Henry Clay once said of a class of men who would repress all tendencies to liberty and ultimate emancipation, that they must, if they would do this, go back to the era of our Independence, and muzzle the cannon which thunders its annual joyous return; they must blow out the moral lights around us; they must penetrate the human soul, and eradicate there the love of liberty; and then and not till then, could they perpetuate slavery in this country!
The Lincoln-Douglas Debates 1st Debate1
Lincoln went on to say of Douglas:
When he invites any people willing to have slavery, to establish it, he is blowing out the moral lights around us. When he says he “cares not whether slavery is voted down or voted up,”—that it is a sacred right of self government—he is in my judgment penetrating the human soul and eradicating the light of reason and the love of liberty in this American people.

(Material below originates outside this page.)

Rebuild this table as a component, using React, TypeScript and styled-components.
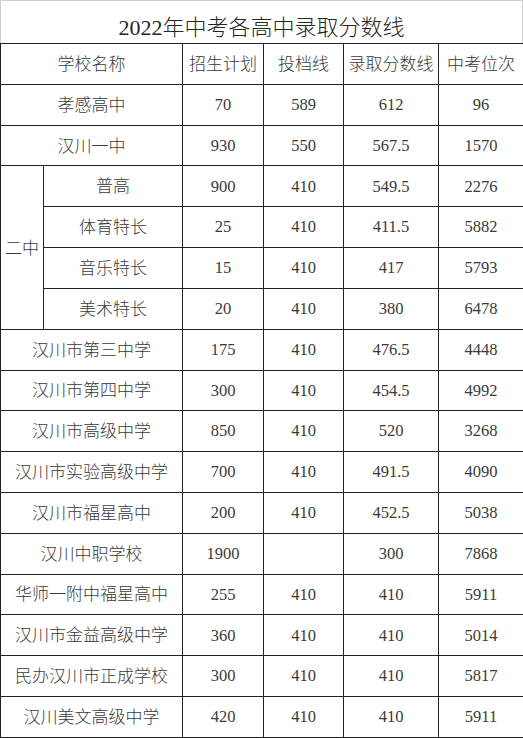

I came back today to search for the above quote from the Lincoln-Douglas debates because I knew I had used it in an old post. I searched for it because of Herman Cain’s interview. I hadn’t intended to write a post here, but after seeing bc3b’s post and some of the comments, I wanted to bring back once more the moral clarity of Abraham Lincoln.
Lincoln has been on my mind because last week at a pastors’ blog I read, I saw a reference to an old article from The Atlantic written in 1975 by George McKenna. In Actually arguing the point! David and Tim Bayly write:
…Lincoln was able to legislate against slavery precisely because he first argued brilliantly against it.
This was also the pattern of Wilberforce’s successful decades-long fight against slavery in England…2
I was intrigued because the title of the McKenna’s article was, On Abortion: A Lincolnian Position. Here are some of McKenna’s words (emphasis added):
Only one other institution in this country has been treated so evasively, and that is the institution that was nurtured and protected by the government during the first eighty-seven years of our nation’s existence: the institution of slavery….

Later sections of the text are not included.